Vortex-glass transformation within the surface superconducting state of $\beta$-phase Mo$_{1-x}$Re$_x$ alloys

TL;DR

This study investigates the vortex-glass transition within the surface superconducting state of Mo-Re alloys, revealing surface superconductivity, flux-line pinning, and a vortex-liquid to vortex-glass transition through resistivity and heat capacity measurements.

Contribution

It provides experimental evidence of surface superconductivity and vortex-glass transition in Mo-Re alloys, highlighting the flux-spot model and surface vortex dynamics.

Findings

Surface superconductivity persists above bulk T_c in magnetic fields.

Evidence of vortex-glass transition within the surface state.

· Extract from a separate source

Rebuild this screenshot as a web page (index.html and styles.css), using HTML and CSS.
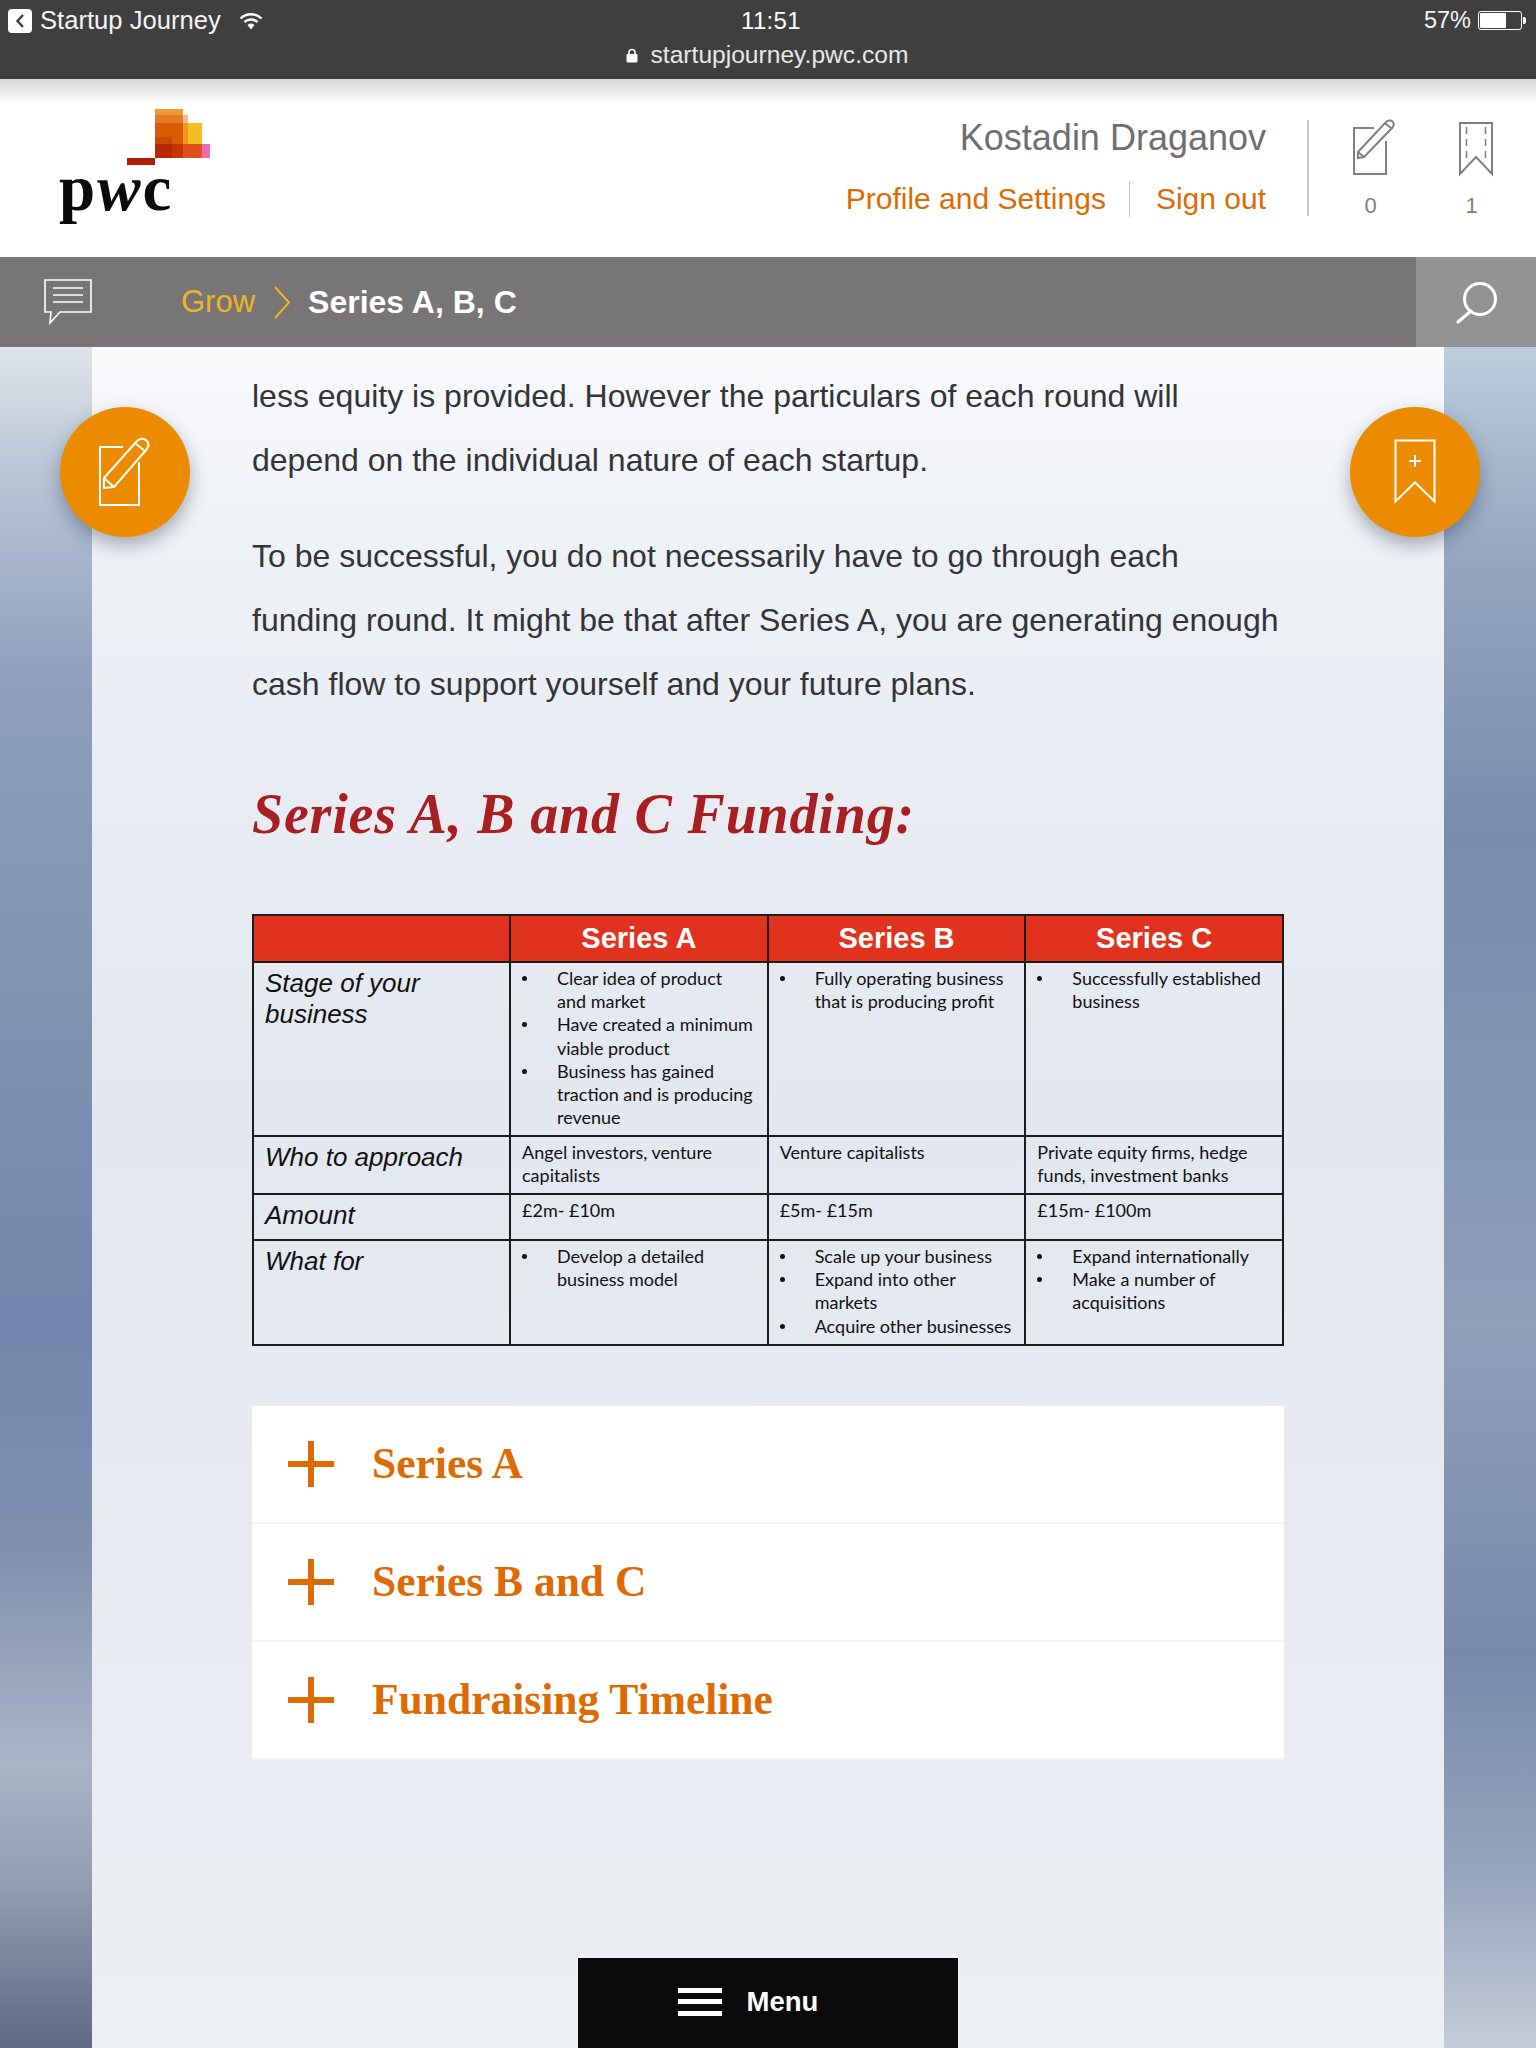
FILE: index.html
```html
<!DOCTYPE html>
<html lang="en">
<head>
    <meta charset="UTF-8">
    <meta name="viewport" content="width=device-width, initial-scale=1.0">
    <title>Series A, B, C</title>
    <link rel="stylesheet" href="styles.css">
</head>
<body>
    <div class="status-bar">
        <div class="status-row">
            <div class="status-left">
                <span class="back-badge">
                    <svg width="10" height="14" viewBox="0 0 10 14"><path d="M8 1 2.500 7 8 13" fill="none" stroke="#3f3f3f" stroke-width="2.400"/></svg>
                </span>
                <span>Startup Journey</span>
                <svg class="wifi" width="24" height="18" viewBox="0 0 24 18"><path d="M1.500 6.500a15 15 0 0 1 21 0M5.500 10a9.500 9.500 0 0 1 13 0" fill="none" stroke="#fff" stroke-width="2.400"/><path d="M8.500 13a5 5 0 0 1 7 0L12 17.500z" fill="#fff"/></svg>
            </div>
            <div class="status-time">11:51</div>
            <div class="status-right">
                <span>57%</span>
                <span class="battery"><span class="battery-level"></span></span>
                <span class="battery-tip"></span>
            </div>
        </div>
        <div class="url-row">
            <svg width="12" height="15" viewBox="0 0 12 15"><path d="M3 7V4.500a3 3 0 0 1 6 0V7" fill="none" stroke="#fff" stroke-width="1.600"/><rect x="0.500" y="6" width="11" height="8.500" rx="1" fill="#fff"/></svg>
            <span>startupjourney.pwc.com</span>
        </div>
    </div>

    <header class="site-header">
        <div class="logo">
            <svg class="logo-mark" width="151" height="56" viewBox="0 0 151 56">
                <rect x="96" y="0" width="28" height="6" fill="#ee9a38"/>
                <rect x="96" y="6" width="28" height="8" fill="#e67a24"/>
                <rect x="124" y="6" width="5" height="8" fill="#f2bd8d"/>
                <rect x="96" y="14" width="28" height="21" fill="#dc5a04"/>
                <rect x="124" y="14" width="19" height="21" fill="#f4bd22"/>
                <rect x="124" y="14" width="5" height="21" fill="#ec9a1c"/>
                <rect x="96" y="28" width="17" height="7" fill="#c9480a"/>
                <rect x="96" y="35" width="17" height="14" fill="#b52a02"/>
                <rect x="113" y="35" width="11" height="14" fill="#c73404"/>
                <rect x="124" y="35" width="19" height="14" fill="#e0501c"/>
                <rect x="143" y="35" width="8" height="14" fill="#ee6ab0"/>
                <rect x="68" y="49" width="28" height="7" fill="#b31b02"/>
            </svg>
            <div class="logo-text">p<i>w</i>c</div>
        </div>
        <div class="account">
            <div class="account-name">Kostadin Draganov</div>
            <div class="account-links">
                <a class="link-profile">Profile and Settings</a>
                <a class="link-signout">Sign out</a>
            </div>
        </div>
        <div class="counters">
            <div class="counter counter-notes">
                <svg width="44" height="58" viewBox="0 0 44 58" fill="none" stroke="#808080" stroke-width="2">
                    <path d="M21 9H1v46h32V22"/>
                    <path d="M5 33 33 3c2-2 5-2 6.500-.5s1.500 4 0 6L11 38l-6 1z"/>
                    <path d="M5 33l6 5M32 4l7 6"/>
                </svg>
                <span>0</span>
            </div>
            <div class="counter counter-saved">
                <svg width="36" height="58" viewBox="0 0 36 58" fill="none" stroke="#808080" stroke-width="2">
                    <path d="M2 4h32v51L18 38 2 55z"/>
                    <path d="M8.500 8v34M27.500 8v34" stroke-width="1.500" stroke-dasharray="7 5"/>
                </svg>
                <span>1</span>
            </div>
        </div>
    </header>

    <nav class="crumbs">
        <div class="crumbs-main">
            <svg class="chat-icon" width="50" height="48" viewBox="0 0 50 48" fill="none" stroke="#fff" stroke-width="1.600">
                <path d="M2 2h46v32H17l-10 11 1-11H2z"/>
                <path d="M10 10h30M10 17h30M10 24h30"/>
            </svg>
            <span class="crumb-parent">Grow</span>
            <svg width="18" height="33" viewBox="0 0 18 33" fill="none" stroke="#f0b323" stroke-width="2"><path d="M2 1l14 15.500L2 32"/></svg>
            <span class="crumb-current">Series A, B, C</span>
        </div>
        <div class="search-box">
            <svg width="44" height="44" viewBox="0 0 44 44" fill="none" stroke="#fff" stroke-width="3">
                <circle cx="26" cy="19" r="15.500"/>
                <path d="M17 31 4 42" stroke-linecap="round"/>
            </svg>
        </div>
    </nav>

    <div class="page-bg">
        <main class="card">
            <p class="para">less equity is provided. However the particulars of each round will<br>depend on the individual nature of each startup.</p>
            <p class="para para-next">To be successful, you do not necessarily have to go through each<br>funding round. It might be that after Series A, you are generating enough<br>cash flow to support yourself and your future plans.</p>

            <h2 class="funding-title">Series A, B and C Funding:</h2>

            <table class="funding-table">
                <thead>
                    <tr>
                        <th class="col-label"></th>
                        <th>Series A</th>
                        <th>Series B</th>
                        <th>Series C</th>
                    </tr>
                </thead>
                <tbody>
                    <tr class="row-stage">
                        <td class="row-label">Stage of your business</td>
                        <td><ul>
                            <li>Clear idea of product<br>and market</li>
                            <li>Have created a minimum viable product</li>
                            <li>Business has gained traction and is producing revenue</li>
                        </ul></td>
                        <td><ul><li>Fully operating business that is producing profit</li></ul></td>
                        <td><ul><li>Successfully established business</li></ul></td>
                    </tr>
                    <tr class="row-who">
                        <td class="row-label">Who to approach</td>
                        <td>Angel investors, venture capitalists</td>
                        <td>Venture capitalists</td>
                        <td>Private equity firms, hedge funds, investment banks</td>
                    </tr>
                    <tr class="row-amount">
                        <td class="row-label">Amount</td>
                        <td>£2m- £10m</td>
                        <td>£5m- £15m</td>
                        <td>£15m- £100m</td>
                    </tr>
                    <tr class="row-what">
                        <td class="row-label">What for</td>
                        <td><ul><li>Develop a detailed business model</li></ul></td>
                        <td><ul>
                            <li>Scale up your business</li>
                            <li>Expand into other markets</li>
                            <li>Acquire other businesses</li>
                        </ul></td>
                        <td><ul>
                            <li>Expand internationally</li>
                            <li>Make a number of acquisitions</li>
                        </ul></td>
                    </tr>
                </tbody>
            </table>

            <div class="accordion">
                <div class="accordion-item"><span class="plus"></span><span class="accordion-label">Series A</span></div>
                <div class="accordion-item"><span class="plus"></span><span class="accordion-label">Series B and C</span></div>
                <div class="accordion-item"><span class="plus"></span><span class="accordion-label">Fundraising Timeline</span></div>
            </div>
        </main>

        <button class="fab fab-note">
            <svg width="54" height="72" viewBox="0 0 54 72" fill="none" stroke="#fff" stroke-width="2">
                <path d="M25 11H2v58h39V26"/>
                <path d="M6 42 39 5c3-3 7-3 9.500-.5s2.500 6 0 9L16 51l-10 1z"/>
                <path d="M6 42l10 9M37 7l11 9"/>
            </svg>
        </button>
        <button class="fab fab-save">
            <svg width="42" height="66" viewBox="0 0 42 66" fill="none" stroke="#fff" stroke-width="2">
                <path d="M1.500 1.500h39v61L21 43.500 1.500 62.500z"/>
                <path d="M21 16v12M15 22h12"/>
            </svg>
        </button>

        <div class="menu-bar">
            <span class="burger"><span></span><span></span><span></span></span>
            <span>Menu</span>
        </div>
    </div>
</body>
</html>
```

FILE: styles.css
```css
* {
    box-sizing: border-box;
}
html, body {
    margin: 0;
    height: 2048px;
    overflow: hidden;
}
body {
    font-family: "Liberation Sans", Arial, sans-serif;
    background-color: #fff;
    display: flex;
    flex-direction: column;
}

/* ios status bar */
.status-bar {
    height: 79px;
    background-color: #3f3f3f;
    color: #fff;
    flex-shrink: 0;
    padding: 6px 10px 0 8px;
}
.status-row {
    display: grid;
    grid-template-columns: 1fr auto 1fr;
    align-items: center;
    height: 28px;
    font-size: 24px;
}
.status-left {
    display: flex;
    align-items: center;
    font-size: 25.600px;
    color: #f4f4f4;
}
.back-badge {
    width: 24px;
    height: 24px;
    background-color: #fff;
    border-radius: 4px;
    display: flex;
    align-items: center;
    justify-content: center;
    margin-right: 8px;
}
.wifi {
    margin-left: 18px;
}
.status-time {
    font-size: 24px;
    letter-spacing: 0.3px;
    margin-left: 8px;
}
.status-right {
    display: flex;
    align-items: center;
    justify-content: flex-end;
    font-size: 23.500px;
    color: #f4f4f4;
}
.battery {
    width: 44px;
    height: 19px;
    border: 1px solid #fff;
    border-radius: 3px;
    margin-left: 7px;
    padding: 1px;
}
.battery-level {
    display: block;
    width: 26px;
    height: 100%;
    background-color: #fff;
    border-radius: 1px;
}
.battery-tip {
    width: 3px;
    height: 7px;
    background-color: #fff;
    margin-left: 1px;
    border-radius: 0 2px 2px 0;
}
.url-row {
    display: flex;
    align-items: center;
    justify-content: center;
    gap: 13px;
    height: 30px;
    margin-top: 6px;
    font-size: 24.600px;
    color: #e8e8e8;
}

/* white header */
.site-header {
    height: 178px;
    flex-shrink: 0;
    background: linear-gradient(#d6d6d6 0, #f4f4f4 18px, #fff 25px);
    display: flex;
}
.logo {
    width: 230px;
    padding: 30px 0 0 59px;
}
.logo-mark {
    display: block;
}
.logo-text {
    font-family: "Liberation Serif", serif;
    font-weight: bold;
    font-size: 65px;
    line-height: 60px;
    color: #0a0a0a;
    margin-top: -7px;
    letter-spacing: 2px;
}
.account {
    margin-left: auto;
    padding-top: 39px;
}
.account-name {
    font-size: 36px;
    line-height: 40px;
    color: #6f6f72;
    text-align: right;
}
.account-links {
    display: flex;
    margin-top: 23px;
    font-size: 30px;
    line-height: 36px;
    color: #de6a04;
}
.link-profile {
    padding-right: 23px;
    border-right: 1px solid #c8c8c8;
}
.link-signout {
    padding-left: 26px;
}
.counters {
    display: flex;
    margin-left: 41px;
    margin-top: 41px;
    height: 96px;
    width: 229px;
    border-left: 2px solid #c8c8c8;
    padding-left: 11px;
}
.counter {
    width: 101px;
    display: flex;
    flex-direction: column;
    align-items: center;
    font-size: 22px;
    color: #808080;
    margin-top: -1px;
}
.counter svg {
    flex-shrink: 0;
}
.counter span {
    margin-top: 16px;
}
.counter-notes svg {
    margin-left: 9px;
}
.counter-saved svg {
    margin-left: 8px;
}

/* breadcrumb bar */
.crumbs {
    height: 90px;
    flex-shrink: 0;
    background-color: #777576;
    display: flex;
    align-items: center;
}
.crumbs-main {
    flex: 1;
    display: flex;
    align-items: center;
    padding-left: 43px;
}
.chat-icon {
    margin-right: 88px;
}
.crumb-parent {
    font-size: 31px;
    color: #f0b323;
    margin-right: 18px;
}
.crumb-current {
    font-size: 32px;
    font-weight: bold;
    color: #fff;
    margin-left: 17px;
}
.search-box {
    width: 120px;
    height: 100%;
    background-color: #939396;
    display: flex;
    align-items: center;
    justify-content: center;
}

/* page body */
.page-bg {
    flex: 1;
    position: relative;
    overflow: hidden;
    background-image:
        linear-gradient(#dfe4ea 0, #bdc9d8 110px, #8e9fbf 330px, #8497b5 545px, #7286ad 980px, #7f90b0 1200px, #a9b4c7 1415px, #96a0b5 1525px, #5e6a87 1701px),
        linear-gradient(#bccddd 0, #93a5c0 218px, #778cae 490px, #8296b5 760px, #8f9fbc 980px, #778aac 1307px, #95a5bf 1525px, #c4ccd8 1701px);
    background-size: 50% 100%;
    background-position: left top, right top;
    background-repeat: no-repeat;
}
.card {
    width: 1352px;
    height: 100%;
    margin: 0 auto;
    padding: 17px 160px 0 160px;
    background: linear-gradient(#f8fafc 0, #edf0f5 218px, #e3e7ef 760px, #e8ebf1 1300px, #eceff4 1701px);
}
.para {
    margin: 0;
    font-size: 32px;
    line-height: 64px;
    color: #333436;
    white-space: nowrap;
}
.para-next {
    margin-top: 32px;
}
.funding-title {
    font-family: "Liberation Serif", serif;
    font-style: italic;
    font-weight: bold;
    font-size: 56px;
    letter-spacing: 0.8px;
    line-height: 64px;
    color: #a81f22;
    margin: 66px 0 0 0;
}

/* funding table */
.funding-table {
    border-collapse: collapse;
    table-layout: fixed;
    width: 1032px;
    margin-top: 68px;
    font-family: Lato, sans-serif;
    font-size: 18px;
    line-height: 23.200px;
    color: #111;
}
.funding-table th {
    background-color: #e1321e;
    color: #fff;
    font-family: "Liberation Sans", Arial, sans-serif;
    font-size: 29px;
    height: 47px;
    padding: 0;
    border: 2px solid #1c1c1c;
}
.funding-table th.col-label {
    width: 257px;
}
.funding-table td {
    border: 2px solid #1c1c1c;
    vertical-align: top;
    padding: 4px 8px 0 11px;
}
.funding-table ul {
    margin: 0;
    padding: 0 0 0 35px;
    list-style: none;
}
.funding-table li {
    position: relative;
}
.funding-table li::before {
    content: "";
    position: absolute;
    left: -35px;
    top: 9px;
    width: 5px;
    height: 5px;
    border-radius: 50%;
    background-color: #111;
}
.funding-table .row-label {
    font-family: "Liberation Sans", Arial, sans-serif;
    font-style: italic;
    font-size: 26px;
    line-height: 31px;
    padding: 5px 11px 0 11px;
}
.row-stage td { height: 174px; }
.row-who td { height: 58px; }
.row-amount td { height: 46px; }
.row-what td { height: 105px; }

/* accordion */
.accordion {
    width: 1032px;
    margin-top: 60px;
    background-color: #fff;
}
.accordion-item {
    height: 118px;
    display: flex;
    align-items: center;
    gap: 38px;
    padding-left: 36px;
    border-bottom: 2px solid #f3f4f7;
    font-family: "Liberation Serif", serif;
    font-weight: bold;
    font-size: 43.500px;
    color: #de6a04;
}
.accordion-label {
    margin-top: -3px;
}
.plus {
    position: relative;
    width: 46px;
    height: 46px;
    flex-shrink: 0;
}
.plus::before, .plus::after {
    content: "";
    position: absolute;
    background-color: #de6a04;
}
.plus::before {
    left: 0;
    top: 20px;
    width: 46px;
    height: 6px;
}
.plus::after {
    left: 20px;
    top: 0;
    width: 6px;
    height: 46px;
}

/* floating buttons */
.fab {
    position: absolute;
    top: 60px;
    width: 130px;
    height: 130px;
    border: none;
    border-radius: 50%;
    padding: 0;
    background-color: #ec8b00;
    box-shadow: 0 8px 18px rgba(40, 50, 70, 0.38);
    display: flex;
    align-items: center;
    justify-content: center;
}
.fab-note { left: 60px; }
.fab-save { left: 1350px; }

.menu-bar {
    position: absolute;
    left: 578px;
    bottom: 0;
    width: 380px;
    height: 90px;
    padding: 0 40px 3px 0;
    background-color: #0b0b0b;
    color: #fff;
    font-size: 27.500px;
    font-weight: bold;
    display: flex;
    align-items: center;
    justify-content: center;
    gap: 25px;
}
.burger {
    display: flex;
    flex-direction: column;
    gap: 6.500px;
    width: 44px;
}
.burger span {
    display: block;
    height: 5px;
    background-color: #fff;
}
```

Flux-line configuration described by the flux-spot model.

Abstract

We have performed an experimental study on the temperature dependence of electrical resistivity $\rho$($T$) and heat capacity $C$($T$) of the Mo$_{1-x}$Re$_x$ $(x = 0.20, 0.25)$ alloy superconductors in different magnetic fields. In the presence of applied magnetic field, the electrical resistivity of these alloys go to zero at a temperature well above the bulk superconducting transition temperature obtained with the help of heat capacity measurements in the same magnetic field. Our study indicates the presence of surface superconducting state in these alloys, where the flux lines are pinned in the surface sheath of the superconductor. The configuration of the flux-lines (2d pancake-like) in the surface sheath is understood in the realm of the flux-spot model. Experimental evidence in support of the surface mixed-state state or "Kulik vortex-state" and the occurrence of a vortex-liquid to vortex-glass transition is presented.